At the same time, the product does not eliminate the core trade-offs of collateralized borrowing. Users gain liquidity without selling, but their access to credit depends on posting bitcoin as collateral and accepting the operational and market risks that come with a BTC-backed structure.

Bitgo handles custody, Coastal Community Bank issues the card

Aven said borrowers will post bitcoin collateral through Bitgo Inc. and Bitgo Bank & Trust, National Association. The company noted that Bitgo Bank & Trust is a digital asset trust bank regulated by the Office of the Comptroller of the Currency (OCC). That custody arrangement forms a central part of the product’s architecture, separating collateral management from card issuance.

The Visa credit card itself is issued by Coastal Community Bank, which also manages the related accounts within the traditional banking framework. Aven added that Coastal Community Bank is an FDIC member institution. However, the company also made an important distinction: the bank is not the issuer or custodian of bitcoin, and bitcoin itself is not FDIC-insured.

That clarification matters for users evaluating the product. While the card component is connected to a regulated bank issuer and the bitcoin collateral is handled through specialized digital asset custody providers, the protections associated with bank deposits do not automatically extend to crypto collateral. In practical terms, this is a hybrid financial product that combines familiar payment infrastructure with a separate crypto collateral stack.

A broader push into asset-backed consumer finance

Aven said its wider platform is built around helping consumers tap the value of existing assets in order to lower borrowing costs. The company reported that it has funded more than $3 billion to customers, generated more than $215 million in cumulative interest savings, and raised more than $400 million in capital.

The company also highlighted the profile of its advisory board, which includes several well-known figures from U.S. finance and politics. Those advisors include Kevin Warsh, former Federal Reserve governor and current nominee for Fed chair; Jim Messina, former White House deputy chief of staff; and Patrick McHenry, former chairman of the U.S. House Financial Services Committee. Other advisors listed by Aven include Michael DeVito, former CEO of Freddie Mac, and Timothy Mayopoulos, former CEO of Fannie Mae and Silicon Valley Bridge Bank.

By emphasizing those names, Aven appears to be signaling institutional credibility at a time when consumer-facing crypto lending remains under close scrutiny. The company is effectively trying to position its bitcoin-backed card as a more structured and transparent credit product rather than a speculative lending tool.

Why the launch matters

The introduction of the Aven Bitcoin Visa Card adds another example of how bitcoin is being integrated into mainstream financial services. For years, bitcoin holders largely faced a binary choice: either continue holding and remain illiquid, or sell and convert into fiat for spending and financial flexibility. Products like this attempt to create a third option—retain the asset while borrowing against it.

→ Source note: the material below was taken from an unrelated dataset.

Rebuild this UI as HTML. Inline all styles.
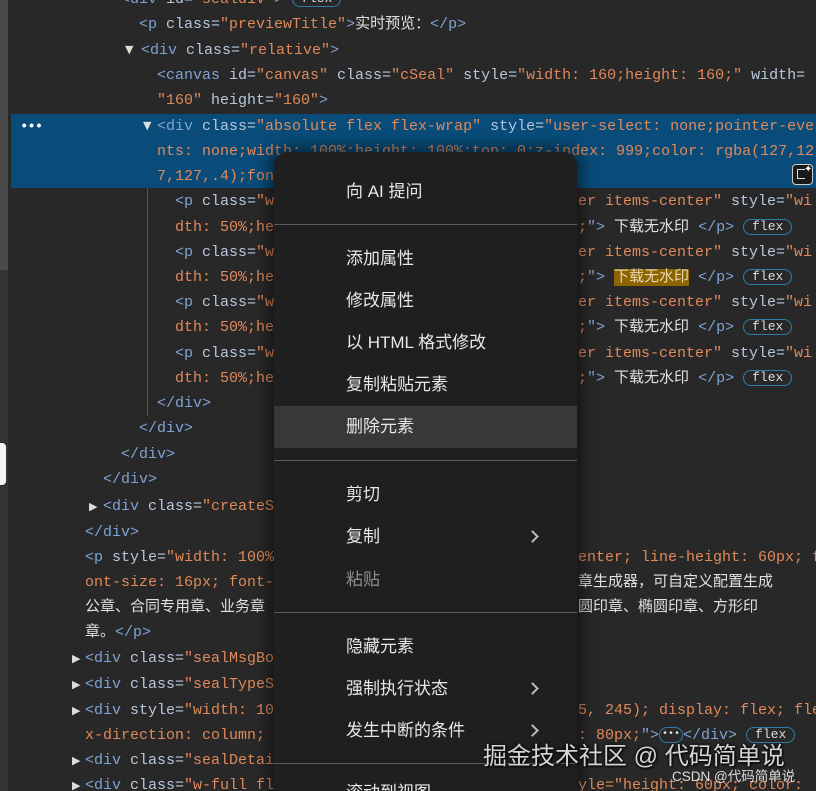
<!DOCTYPE html>
<html><head><meta charset="utf-8">
<style>
*{margin:0;padding:0;box-sizing:border-box}
html,body{width:816px;height:791px;overflow:hidden}
body{background:#282828;position:relative;font-family:"Liberation Mono","Noto Sans CJK SC",monospace;font-size:15px;color:#dcdcdc}
.l{position:absolute;white-space:pre;height:25px;line-height:25px;overflow:hidden}
.t{color:#7fa3d3}.a{color:#b8c8dc}.v{color:#e0895a}.x{color:#e0e0e0}
.sel{position:absolute;left:11px;top:114px;width:805px;height:74px;background:#094c7a}
.tri{position:absolute;font-size:11px;color:#ddd;line-height:25px;font-family:"DejaVu Sans",sans-serif}
.badge{display:inline-block;border:1.5px solid #2e7fa8;border-radius:9px;font-size:13px;line-height:14px;padding:0 8px;color:#ddd;vertical-align:middle}
.menu{position:absolute;left:274px;top:152px;width:303px;height:639px;overflow:hidden;background:#1f1f1f;border-radius:14px 14px 0 0;box-shadow:0 0 14px 6px rgba(0,0,0,.45);font-family:"Liberation Sans","Noto Sans CJK SC",sans-serif;font-size:17px;color:#e8e8e8;z-index:5}
.mi{position:absolute;left:72px;line-height:22px}
.sep{position:absolute;left:0;width:303px;height:1px;background:#5a5a5a}
.chev{position:absolute;left:254px;width:9px;height:9px;border-right:2px solid #bbb;border-top:2px solid #bbb;transform:rotate(45deg)}
.wm{position:absolute;left:483px;top:736px;font-family:"Liberation Sans","Noto Sans CJK SC",sans-serif;font-size:24px;color:rgba(235,235,235,.9);text-shadow:0 0 3px #000,1px 1px 2px #000;z-index:9;white-space:nowrap}
.wm2{position:absolute;left:672px;top:765px;font-family:"Liberation Sans","Noto Sans CJK SC",sans-serif;font-size:13.5px;color:#ddd;z-index:9;white-space:nowrap}
</style></head><body>
<div style="position:absolute;left:0;top:0;width:8px;height:791px;background:#333"></div>
<div style="position:absolute;left:0;top:0;width:8px;height:270px;background:#4a4a4a"></div>
<div style="position:absolute;left:0;top:443px;width:6px;height:42px;background:#f4f4f4;border-radius:0 4px 4px 0"></div>
<div class="sel"></div>
<div style="position:absolute;left:20px;top:119px;color:#fff;font-size:14px;font-weight:bold;letter-spacing:-1px">•••</div>
<div style="position:absolute;left:147px;top:188px;width:1px;height:228px;background:#555"></div>

<div class="l" style="left:121px;top:-13px"><span class="t">&lt;div </span><span class="a">id=</span><span class="v">"sealdiv"</span><span class="t">&gt;</span> <span class="badge">flex</span></div>
<div class="l" style="left:139px;top:12px"><span class="t">&lt;p </span><span class="a">class=</span><span class="v">"previewTitle"</span><span class="t">&gt;</span><span class="x">实时预览：</span><span class="t">&lt;/p&gt;</span></div>
<div class="tri" style="left:125px;top:37px">▼</div>
<div class="l" style="left:141px;top:38px"><span class="t">&lt;div </span><span class="a">class=</span><span class="v">"relative"</span><span class="t">&gt;</span></div>
<div class="l" style="left:157px;top:63px"><span class="t">&lt;canvas </span><span class="a">id=</span><span class="v">"canvas"</span><span class="a"> class=</span><span class="v">"cSeal"</span><span class="a"> style=</span><span class="v">"width: 160;height: 160;"</span><span class="a"> width=</span></div>
<div class="l" style="left:157px;top:88px"><span class="v">"160"</span><span class="a"> height=</span><span class="v">"160"</span><span class="t">&gt;</span></div>
<div class="tri" style="left:143px;top:113px">▼</div>
<div class="l" style="left:157px;top:114px"><span class="t">&lt;div </span><span class="a">class=</span><span class="v">"absolute flex flex-wrap"</span><span class="a"> style=</span><span class="v">"user-select: none;pointer-eve</span></div>
<div class="l" style="left:157px;top:139px"><span class="v">nts: none;width: 100%;height: 100%;top: 0;z-index: 999;color: rgba(127,12</span></div>
<div class="l" style="left:157px;top:164px"><span class="v">7,127,.4);font-size: 14px;"</span></div>
<div style="position:absolute;left:792px;top:164px;width:21px;height:21px;border:1.5px solid #ccc;border-radius:4px;background:#1a1a1a"><div style="position:absolute;left:4px;top:4px;width:8px;height:10px;border:1.5px solid #ddd;border-right:none"></div><div style="position:absolute;left:11px;top:-1px;color:#fff;font-size:10px;font-family:'DejaVu Sans'">✦</div></div>

<div class="l" style="left:175px;top:189px;width:100px"><span class="t">&lt;p </span><span class="a">class=</span><span class="v">"w-[50%]</span></div>
<div class="l" style="left:578px;top:189px"><span class="v">er items-center"</span><span class="a"> style=</span><span class="v">"wi</span></div>
<div class="l" style="left:175px;top:215px;width:100px"><span class="v">dth: 50%;height</span></div>
<div class="l" style="left:578px;top:215px"><span class="v">;</span><span class="t">"&gt;</span> <span class="x">下载无水印</span> <span class="t">&lt;/p&gt;</span> <span class="badge">flex</span></div>
<div class="l" style="left:175px;top:240px;width:100px"><span class="t">&lt;p </span><span class="a">class=</span><span class="v">"w-[50%]</span></div>
<div class="l" style="left:578px;top:240px"><span class="v">er items-center"</span><span class="a"> style=</span><span class="v">"wi</span></div>
<div class="l" style="left:175px;top:265px;width:100px"><span class="v">dth: 50%;height</span></div>
<div class="l" style="left:578px;top:265px"><span class="v">;</span><span class="t">"&gt;</span> <span class="x" style="background:#8c6500;color:#e8d8b0">下载无水印</span> <span class="t">&lt;/p&gt;</span> <span class="badge">flex</span></div>
<div class="l" style="left:175px;top:290px;width:100px"><span class="t">&lt;p </span><span class="a">class=</span><span class="v">"w-[50%]</span></div>
<div class="l" style="left:578px;top:290px"><span class="v">er items-center"</span><span class="a"> style=</span><span class="v">"wi</span></div>
<div class="l" style="left:175px;top:315px;width:100px"><span class="v">dth: 50%;height</span></div>
<div class="l" style="left:578px;top:315px"><span class="v">;</span><span class="t">"&gt;</span> <span class="x">下载无水印</span> <span class="t">&lt;/p&gt;</span> <span class="badge">flex</span></div>
<div class="l" style="left:175px;top:341px;width:100px"><span class="t">&lt;p </span><span class="a">class=</span><span class="v">"w-[50%]</span></div>
<div class="l" style="left:578px;top:341px"><span class="v">er items-center"</span><span class="a"> style=</span><span class="v">"wi</span></div>
<div class="l" style="left:175px;top:366px;width:100px"><span class="v">dth: 50%;height</span></div>
<div class="l" style="left:578px;top:366px"><span class="v">;</span><span class="t">"&gt;</span> <span class="x">下载无水印</span> <span class="t">&lt;/p&gt;</span> <span class="badge">flex</span></div>

<div class="l" style="left:157px;top:391px"><span class="t">&lt;/div&gt;</span></div>
<div class="l" style="left:139px;top:416px"><span class="t">&lt;/div&gt;</span></div>
<div class="l" style="left:121px;top:442px"><span class="t">&lt;/div&gt;</span></div>
<div class="l" style="left:103px;top:467px"><span class="t">&lt;/div&gt;</span></div>
<div class="tri" style="left:89px;top:494px">▶</div>
<div class="l" style="left:103px;top:494px;width:172px"><span class="t">&lt;div </span><span class="a">class=</span><span class="v">"createSeal"</span><span class="t">&gt;</span></div>
<div class="l" style="left:85px;top:520px"><span class="t">&lt;/div&gt;</span></div>
<div class="l" style="left:85px;top:545px;width:190px"><span class="t">&lt;p </span><span class="a">style=</span><span class="v">"width: 100%; text-align</span></div>
<div class="l" style="left:578px;top:545px"><span class="v">enter; line-height: 60px; f</span></div>
<div class="l" style="left:85px;top:570px;width:190px"><span class="v">ont-size: 16px; font-weight</span></div>
<div class="l" style="left:578px;top:570px"><span class="x">章生成器，可自定义配置生成</span></div>
<div class="l" style="left:85px;top:595px;width:190px"><span class="x">公章、合同专用章、业务章</span></div>
<div class="l" style="left:578px;top:595px"><span class="x">圆印章、椭圆印章、方形印</span></div>
<div class="l" style="left:85px;top:620px"><span class="x">章。</span><span class="t">&lt;/p&gt;</span></div>
<div class="tri" style="left:72px;top:646px">▶</div>
<div class="l" style="left:85px;top:646px;width:190px"><span class="t">&lt;div </span><span class="a">class=</span><span class="v">"sealMsgBox"</span></div>
<div class="tri" style="left:72px;top:672px">▶</div>
<div class="l" style="left:85px;top:672px;width:190px"><span class="t">&lt;div </span><span class="a">class=</span><span class="v">"sealTypeSel"</span></div>
<div class="tri" style="left:72px;top:698px">▶</div>
<div class="l" style="left:85px;top:698px;width:190px"><span class="t">&lt;div </span><span class="a">style=</span><span class="v">"width: 100%</span></div>
<div class="l" style="left:578px;top:698px"><span class="v">5, 245); display: flex; fle</span></div>
<div class="l" style="left:85px;top:723px;width:190px"><span class="v">x-direction: column; a</span></div>
<div class="l" style="left:578px;top:723px"><span class="v">: 80px;</span><span class="t">"&gt;</span><span class="badge" style="padding:0 2px;border-radius:8px;font-size:10px">•••</span><span class="t">&lt;/div&gt;</span> <span class="badge">flex</span></div>
<div class="tri" style="left:72px;top:748px">▶</div>
<div class="l" style="left:85px;top:748px;width:190px"><span class="t">&lt;div </span><span class="a">class=</span><span class="v">"sealDetail"</span></div>
<div class="tri" style="left:72px;top:773px">▶</div>
<div class="l" style="left:85px;top:773px;width:190px"><span class="t">&lt;div </span><span class="a">class=</span><span class="v">"w-full flex</span></div>
<div class="l" style="left:578px;top:773px"><span class="v">yle="height: 60px; color:</span></div>

<div class="menu">
<div class="mi" style="top:29px">向 AI 提问</div>
<div class="sep" style="top:72px"></div>
<div class="mi" style="top:96px">添加属性</div>
<div class="mi" style="top:138px">修改属性</div>
<div class="mi" style="top:180px">以 HTML 格式修改</div>
<div class="mi" style="top:222px">复制粘贴元素</div>
<div style="position:absolute;left:0;top:254px;width:303px;height:42px;background:#383838"></div>
<div class="mi" style="top:264px">删除元素</div>
<div class="sep" style="top:308px"></div>
<div class="mi" style="top:332px">剪切</div>
<div class="mi" style="top:374px">复制</div>
<div class="chev" style="top:380px"></div>
<div class="mi" style="top:417px;color:#8e8e8e">粘贴</div>
<div class="sep" style="top:460px"></div>
<div class="mi" style="top:484px">隐藏元素</div>
<div class="mi" style="top:526px">强制执行状态</div>
<div class="chev" style="top:532px"></div>
<div class="mi" style="top:568px">发生中断的条件</div>
<div class="chev" style="top:574px"></div>
<div class="sep" style="top:611px"></div>
<div class="mi" style="top:630px">滚动到视图</div>
</div>
<div class="wm">掘金技术社区 @ 代码简单说</div>
<div class="wm2">CSDN @代码简单说</div>
</body></html>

That approach may be especially attractive to users who view bitcoin as a long-term store of value but still need access to working capital, consumer credit, or refinancing tools. The inclusion of cashback and standard card spending functionality suggests Aven is not only targeting high-net-worth borrowers but also trying to make bitcoin-backed credit feel closer to a conventional retail banking product.

Still, the launch also underscores a key theme in crypto finance: innovation often comes through layered partnerships. In this case, Aven provides the financial technology platform, Bitgo supplies the custody infrastructure for collateral, and Coastal Community Bank issues the card through the established banking system. The result is a product that sits at the intersection of crypto custody, regulated banking, and global payments.

As digital asset adoption expands, financial products that bridge on-chain wealth and off-chain spending are likely to draw increasing attention. Aven’s new card enters that landscape by offering bitcoin holders a way to access credit, longer repayment options, and card-based utility without requiring a direct sale of their BTC.